Figure 2. Distribution of external reviewer effort. Most external reviewers complete one review.

External reviewers are only half the picture, though. The other half is the extremely dedicated programme committee, whose associate chairs write reviews and meta reviews and who made the decisions over the 7th and 8th of December. The 400 members of the PC produced 6074 reviews (or around 15 each). Just producing the reviews is a gargantuan amount of work. Unfortunately we don’t have a chart that shows the work that goes into finding external reviewers, managing those reviewers, sending reminders, facilitating discussions, attending the PC meeting, writing final post-PC comments, shepherding, checking camera-ready submissions,… it goes on and on. The General Chairs, TPCs and Papers Chairs are extremely grateful to the ACs for their efforts in putting together CHI’s biggest ever programme.

Histogram showing the number of submissions handled by ACs.
Figure 3. Distribution of AC reviewing effort. ACs generally completed 15 or 16 reviews, split between standard reviews and meta reviews.


A total of 8,319 authors were listed on submissions, give or take a few duplicate accounts. The vast majority of authors (6,425, 77%) were involved in one submission. Of these authors, 1,462 (22.8%) had their names on an accepted submission. Being on a large number of submissions is uncommon. Only 265 of those 8,319 authors (3%) made five or more submissions. Only 13 authors (0.15%) have their names attached to five or more accepted papers. We congratulate these authors on their success, but note that the vast majority of authors submit one paper and that submission is not successful. Do not be disheartened if things have not gone as well as you might have hoped. You might consider submitting a revised version of the paper to a different SIGCHI conference, many of which will be issuing calls of submissions soon.

Are people who make more submissions generally more successful with them? Only thirteen authors had three or more accepts without a reject. Two authors had four. Conversely, 45 authors made five or more submissions without any success. Figure 4 helps to make this a little bit clearer. It plots, for each author, how many accepts they had, versus the number of rejects they had. Note, authors with more than four accepts (n=13) are excluded from this plot as the published proceedings may allow for their identity to be determined. Authors with more than 7 rejects (n=25) are also excluded.

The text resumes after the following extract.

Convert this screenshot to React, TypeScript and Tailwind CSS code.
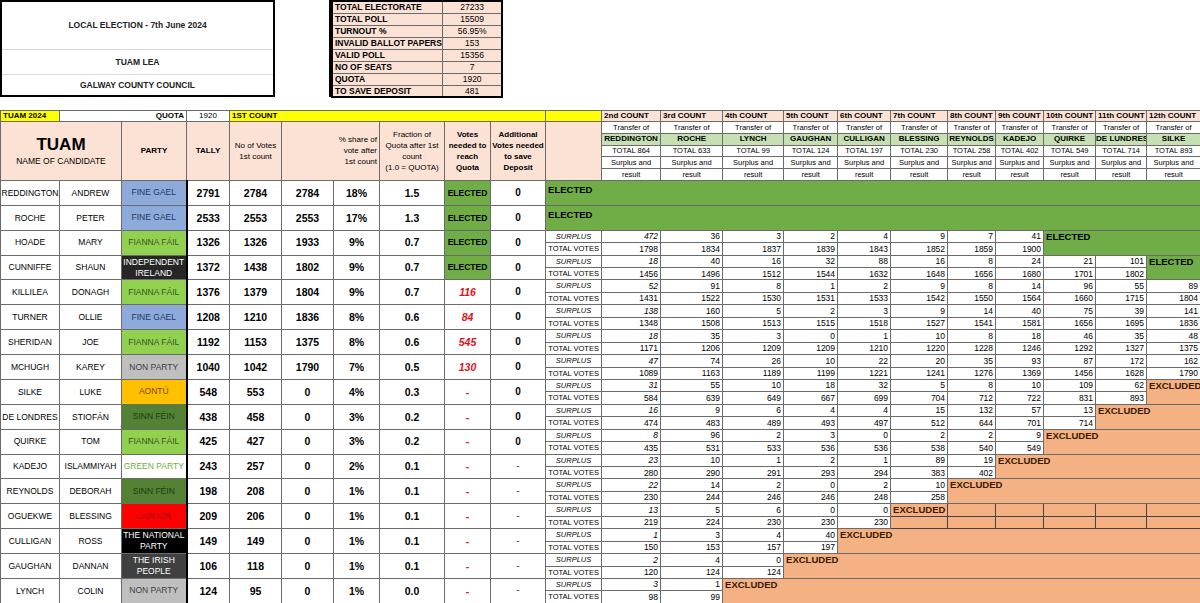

A plot showing the number of authors who had N papers accepted and rejected.
Figure 4. Individual accept/reject numbers for the CHI Papers track. Authors with more than seven rejects (n=25) or more than four accepts (n=13) are not shown. Note the density of points for each combination (e.g., 2 accepts, 1 reject) reflects its frequency across the whole set of authors. The more square the ‘patch’ appears, the more authors there are with a given combination of accepted and rejected submissions.

*ACs can require changes to papers before the camera-ready submissions are made. A small number of papers are assigned a ‘shepherd’. This is an AC who helps the authors make changes to the manuscript in a way that meets the requirements of the PC and reviewers. It often happens when a paper needs specific changes that are carefully made in order for it to be it accepted.